There were other factors relevant to the application of Article 3(3) that did not feature in Dexia v Prato. There was an assignment provision which contemplated the potential assignment of the transaction to a different (non-Portuguese) subsidiary of the Spanish Santander parent. The Spanish parent also approved the transactions in various committees and priced the swap transactions. Taking all of these factors into account, Blair J concluded that the swaps were not purely domestic contracts and that any other conclusion would ‘undermine legal certainty’.

Santander v CCFL in the Court of Appeal

The Court of Appeal in Santander v CCFL firmly supported the approach of Blair J and disapproved the approach taken in Dexia v Prato. However, as at the date of this article, Dexia v Prato is still subject to its own appeal in the Court of Appeal.

The Transport Companies’ appeal against Blair J centred on the meaning of ‘elements relevant to the situation’ set out within Article 3(3). They argued that Blair J was wrong to conclude that this included those that pointed to an ‘international situation’ rather than a particular jurisdiction. Rather, the test should be whether all other elements relevant to the situation are connected with a specific legal system in line with conflicts of laws principles. Applying that test would have resulted in Portugal being the one place where all the relevant elements pointed.

The Court of Appeal rejected this argument. Firstly, it emphasised the primacy of the parties’ choice of law in private international law. The objective of the Rome Convention was to provide greater legal certainty as to the conflict of laws rules, with party autonomy to choose the applicable law a key feature. This autonomy should therefore be seen as the starting point, to which Article 3(3) is a limited exception and, as such, should be narrowly construed.

The Court of Appeal held that the wording of Article 3(3) should be interpreted in a manner consistent with its natural and ordinary meaning. As such, relevant elements for consideration should not be confined purely to factors which connect the contract to a particular country in a conflict of laws sense. In particular, the purpose underlying Article 3(3) is to ensure that the choice of foreign law in a purely domestic situation shall not enable the parties to evade application of mandatory local rules. Applying this logic, the real question would appear to be whether or not the situation is purely domestic.

All clear now?

The High Court and Court of Appeal judgment in Santander v CCFL has been heralded as a triumph for legal and commercial certainty. It is certainly attractive that where parties have chosen an express governing law clause, they should, so far as possible, be held to that agreement. Commercial parties cannot have much ground for complaint when they are held to a freely chosen governing law clause.
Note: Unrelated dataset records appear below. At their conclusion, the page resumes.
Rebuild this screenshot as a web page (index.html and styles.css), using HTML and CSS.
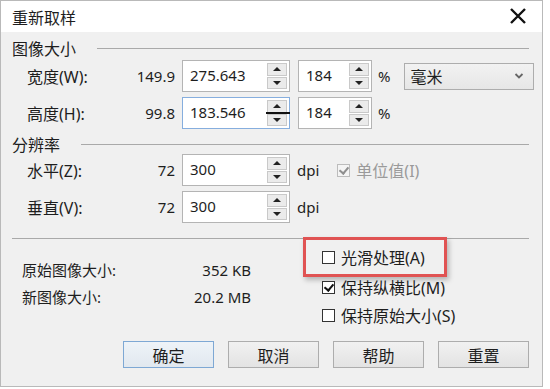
FILE: index.html
```html
<!DOCTYPE html>
<html lang="zh-CN">
<head>
    <meta charset="UTF-8">
    <title>重新取样</title>
    <link rel="stylesheet" href="styles.css">
</head>
<body>
    <div class="dialog">
        <div class="titlebar">
            <span class="title">重新取样</span>
            <svg class="close" width="20" height="20" viewBox="0 0 20 20">
                <path d="M3 3 L17 17 M17 3 L3 17" stroke="#111" stroke-width="2.4" fill="none"/>
            </svg>
        </div>

        <div class="content">
            <div class="group-head"><span>图像大小</span><i class="rule"></i></div>

            <div class="row">
                <span class="label">宽度(W):</span>
                <span class="orig">149.9</span>
                <div class="field wide">
                    <span class="val">275.643</span>
                    <span class="spin"><b class="up"></b><b class="down"></b></span>
                </div>
                <div class="field pct">
                    <span class="val">184</span>
                    <span class="spin"><b class="up"></b><b class="down"></b></span>
                </div>
                <span class="unit">%</span>
                <div class="select">
                    <span>毫米</span>
                    <svg width="10" height="8" viewBox="0 0 10 8"><path d="M1.5 2 L5 5.5 L8.5 2" stroke="#666" stroke-width="1.8" fill="none"/></svg>
                </div>
            </div>

            <div class="row">
                <span class="label">高度(H):</span>
                <span class="orig">99.8</span>
                <div class="field wide focused">
                    <span class="val">183.546</span>
                    <span class="spin"><b class="up"></b><b class="down"></b></span>
                    <i class="cursor-bar"></i>
                </div>
                <div class="field pct">
                    <span class="val">184</span>
                    <span class="spin"><b class="up"></b><b class="down"></b></span>
                </div>
                <span class="unit">%</span>
            </div>

            <div class="group-head second"><span>分辨率</span><i class="rule"></i></div>

            <div class="row">
                <span class="label">水平(Z):</span>
                <span class="orig">72</span>
                <div class="field wide">
                    <span class="val">300</span>
                    <span class="spin"><b class="up"></b><b class="down"></b></span>
                </div>
                <span class="dpi">dpi</span>
                <label class="check disabled">
                    <span class="box checked"></span>单位值(I)
                </label>
            </div>

            <div class="row">
                <span class="label">垂直(V):</span>
                <span class="orig">72</span>
                <div class="field wide">
                    <span class="val">300</span>
                    <span class="spin"><b class="up"></b><b class="down"></b></span>
                </div>
                <span class="dpi">dpi</span>
            </div>

            <div class="separator"></div>

            <div class="lower">
                <div class="info">
                    <div class="info-row"><span>原始图像大小:</span><span>352 KB</span></div>
                    <div class="info-row"><span>新图像大小:</span><span>20.2 MB</span></div>
                </div>
                <div class="checks">
                    <div class="highlight">
                        <label class="check"><span class="box"></span>光滑处理(A)</label>
                    </div>
                    <label class="check item"><span class="box checked"></span>保持纵横比(M)</label>
                    <label class="check item"><span class="box"></span>保持原始大小(S)</label>
                </div>
            </div>

            <div class="buttons">
                <button class="default">确定</button>
                <button>取消</button>
                <button>帮助</button>
                <button>重置</button>
            </div>
        </div>
    </div>
</body>
</html>
```

FILE: styles.css
```css
body {
    margin: 0;
    background-color: #ffffff;
    font-family: "Noto Sans", "Noto Sans CJK SC", sans-serif;
    font-size: 15px;
    color: #1e1e1e;
}
.dialog {
    width: 543px;
    height: 387px;
    box-sizing: border-box;
    border: 1px solid #b9b9b9;
    display: flex;
    flex-direction: column;
}
.titlebar {
    height: 31px;
    background-color: #ffffff;
    display: flex;
    align-items: center;
    justify-content: space-between;
    padding: 0 14px 0 11px;
}
.title {
    font-size: 16px;
}
.close {
    margin-top: -2px;
}
.content {
    flex: 1;
    background-color: #f0f0f0;
    padding: 0 13px 0 11px;
}
.group-head {
    display: flex;
    align-items: center;
    height: 20px;
    margin-top: 6px;
    margin-bottom: 2px;
    font-size: 16px;
}
.group-head.second {
    margin-top: 5px;
    margin-bottom: 0;
}
.rule {
    flex: 1;
    height: 1px;
    background-color: #a9a9a9;
    margin-left: 21px;
}
.row {
    display: flex;
    align-items: center;
    height: 32px;
    margin-bottom: 5px;
}
.row > * {
    flex-shrink: 0;
}
.label {
    width: 80px;
    padding-left: 15px;
    font-size: 16px;
}
.orig {
    width: 68px;
    text-align: right;
    margin-right: 7px;
}
.field {
    position: relative;
    height: 32px;
    box-sizing: border-box;
    border: 1px solid #b4b4b4;
    background-color: #ffffff;
    display: flex;
    align-items: center;
    padding: 2px 2px 2px 7px;
}
.field.wide {
    width: 108px;
}
.field.pct {
    width: 74px;
    margin-left: 8px;
}
.field.focused {
    border-color: #86aede;
}
.val {
    flex: 1;
    padding-bottom: 3px;
}
.spin {
    width: 20px;
    height: 100%;
    display: flex;
    flex-direction: column;
    gap: 1px;
}
.spin b {
    flex: 1;
    border: 1px solid #c9c9c9;
    background-color: #ebebeb;
    display: flex;
    align-items: center;
    justify-content: center;
}
.spin b::after {
    content: "";
    border-left: 4px solid transparent;
    border-right: 4px solid transparent;
}
.spin .up::after {
    border-bottom: 4px solid #222;
}
.spin .down::after {
    border-top: 4px solid #222;
}
.cursor-bar {
    position: absolute;
    right: -1px;
    top: 14px;
    width: 24px;
    height: 2px;
    background-color: #111;
}
.unit {
    margin-left: 6px;
    margin-right: 14px;
}
.select {
    width: 130px;
    height: 27px;
    box-sizing: border-box;
    border: 1px solid #adadad;
    background: linear-gradient(#f2f2f2, #e6e6e6);
    display: flex;
    align-items: center;
    justify-content: space-between;
    padding: 0 9px 0 5px;
    font-size: 16px;
}
.dpi {
    margin-left: 7px;
    margin-right: 18px;
    font-size: 15px;
}
.check {
    display: flex;
    align-items: center;
    font-size: 16px;
}
.check.disabled {
    color: #9a9a9a;
}
.box {
    width: 13px;
    height: 13px;
    box-sizing: border-box;
    border: 1px solid #333;
    background-color: #ffffff;
    margin-right: 6px;
    position: relative;
}
.check.disabled .box {
    border-color: #bcbcbc;
    background-color: #f4f4f4;
}
.box.checked::after {
    content: "";
    position: absolute;
    left: 3px;
    top: 0px;
    width: 4px;
    height: 7px;
    border-right: 2px solid #111;
    border-bottom: 2px solid #111;
    transform: rotate(40deg);
}
.check.disabled .box.checked::after {
    border-color: #8f8f8f;
}
.separator {
    height: 1px;
    background-color: #a9a9a9;
    margin-top: 15px;
}
.lower {
    display: flex;
}
.info {
    width: 229px;
    padding-left: 10px;
    padding-top: 17px;
    margin-right: 52px;
}
.info-row {
    display: flex;
    justify-content: space-between;
    align-items: center;
    height: 27px;
}
.checks {
    display: flex;
    flex-direction: column;
}
.highlight {
    width: 144px;
    height: 40px;
    margin-top: -2px;
    box-sizing: border-box;
    border: 3px solid #e05353;
    padding-left: 16px;
    display: flex;
    align-items: center;
    box-shadow: 2px 3px 5px rgba(0, 0, 0, 0.25);
}
.check.item {
    height: 20px;
    margin-top: 8px;
    padding-left: 19px;
}
.highlight + .check.item {
    margin-top: 0;
}
.buttons {
    display: flex;
    justify-content: flex-end;
    gap: 14px;
    margin-top: 16px;
}
button {
    width: 91px;
    height: 27px;
    border: 1px solid #adadad;
    background: linear-gradient(#f1f1f1, #e3e3e3);
    font-family: "Noto Sans CJK SC", sans-serif;
    font-size: 16px;
    color: #1e1e1e;
    padding: 0;
}
button.default {
    border-color: #7ea8d4;
    background: linear-gradient(#eef3f8, #e1e8ef);
}
```
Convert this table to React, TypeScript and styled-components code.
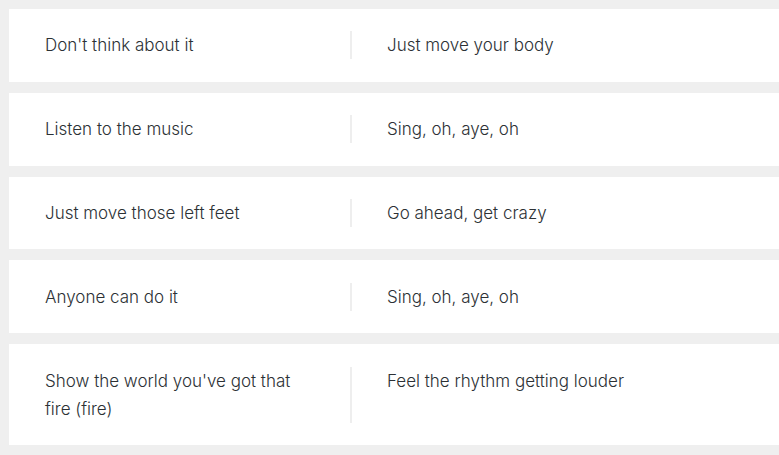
import React from "react";
import styled, { createGlobalStyle } from "styled-components";

const Global = createGlobalStyle`
  html, body { margin: 0; padding: 0; background: #efefef; }
  body { overflow: hidden; }
`;

const List = styled.div`
  display: flex;
  flex-direction: column;
  gap: 11px;
  padding: 9px 0 0 9px;
  font-family: Inter, "Noto Sans", sans-serif;
  font-size: 17px;
  font-weight: 300;
  line-height: 28px;
  color: #2c3135;
  font-variant-ligatures: none;
`;

const Card = styled.div`
  display: grid;
  grid-template-columns: 341px 1fr;
  background: #fff;
  padding: 22.4px 0;
`;

const Cell = styled.div<{ $right?: boolean }>`
  padding-left: ${(p) => (p.$right ? "35px" : "36px")};
  padding-right: ${(p) => (p.$right ? "0" : "36px")};
  border-left: ${(p) => (p.$right ? "2px solid #eeeeee" : "none")};
`;

const rows: [string, string][] = [
  ["Don't think about it", "Just move your body"],
  ["Listen to the music", "Sing, oh, aye, oh"],
  ["Just move those left feet", "Go ahead, get crazy"],
  ["Anyone can do it", "Sing, oh, aye, oh"],
  ["Show the world you've got that fire (fire)", "Feel the rhythm getting louder"],
];

export default function App() {
  return (
    <>
      <Global />
      <List>
        {rows.map(([a, b], i) => (
          <Card key={i}>
            <Cell>{a}</Cell>
            <Cell $right>{b}</Cell>
          </Card>
        ))}
      </List>
    </>
  );
}
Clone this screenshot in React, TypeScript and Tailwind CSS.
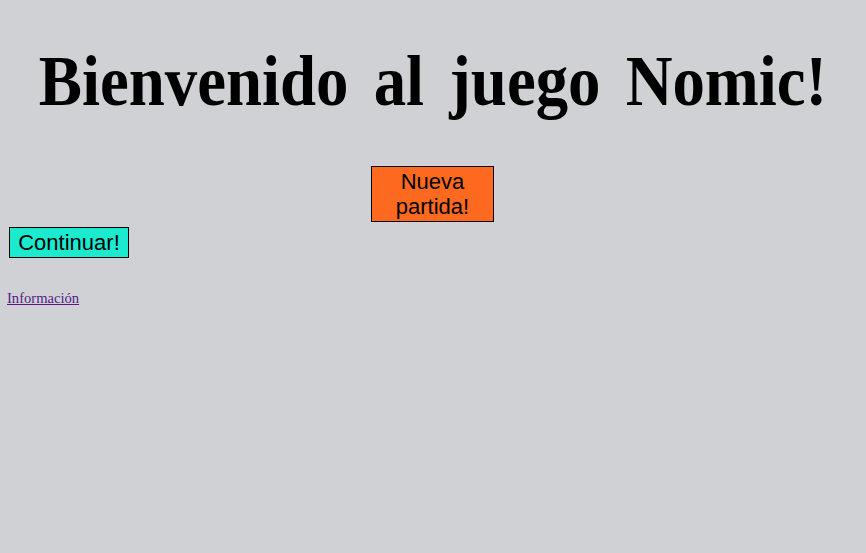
export default function App() {
  return (
    <div className="min-h-[553px] w-full overflow-hidden bg-[#d0d1d5] pt-[1px]" style={{ fontFamily: '"Liberation Serif", serif' }}>
      <h1 className="mt-[40px] flex justify-center text-[72px] font-bold leading-[80px] text-black">
        <span className="shrink-0 whitespace-nowrap origin-center scale-x-[0.9] [word-spacing:10px]">Bienvenido al juego Nomic!</span>
      </h1>
      <div className="mt-[45px] flex justify-center">
        <button className="mr-[1px] w-[123px] h-[56px] border border-black bg-[#fd6a1f] px-[6px] text-[22px] leading-[25px] text-black" style={{ fontFamily: '"Liberation Sans", Arial, sans-serif' }}>
          Nueva partida!
        </button>
      </div>
      <div className="mt-[5px] pl-[9px]">
        <button className="h-[31px] w-[120px] border border-black bg-[#1ceacf] px-[6px] text-[22px] leading-[25px] text-black" style={{ fontFamily: '"Liberation Sans", Arial, sans-serif' }}>
          Continuar!
        </button>
      </div>
      <div className="mt-[31px] pl-[7px] leading-[18px]">
        <a href="#" className="text-[14.6px] text-[#551a8b] underline">Información</a>
      </div>
    </div>
  );
}
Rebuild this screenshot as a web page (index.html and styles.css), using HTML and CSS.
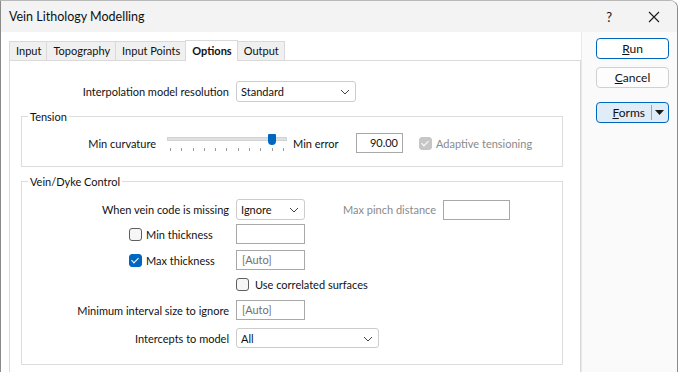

It follows from the reasoning in Santander v CCFL that it will be very difficult for any party to an ISDA transaction to argue that all relevant elements of the situation are connected to a particular country other than that chosen in the governing law clause.

It is worth noting two final points in respect of these judgments:

  • Not all elements of local law will require the Article 3(3) gateway to be considered relevant by the Courts. In Santander v CCFL the parties accepted that the issue of whether the bank breached the Portuguese Securities Code in proposing the swap transactions was a matter of Portuguese law. It was not an argument that was impacted by the English governing law clause.
  • The future status of the Rome I Regulation is open to question in light of the United Kingdom’s decision to leave the European Union. It remains to be seen whether the Rome Regulations will be incorporated into English law or whether English law will fall back to the conflicts of law rules previously in force. Either way, we would expect that party autonomy to choose governing law will continue to be given primacy although there may, as under the Rome Regulation regime, continue to be exceptions to this principle.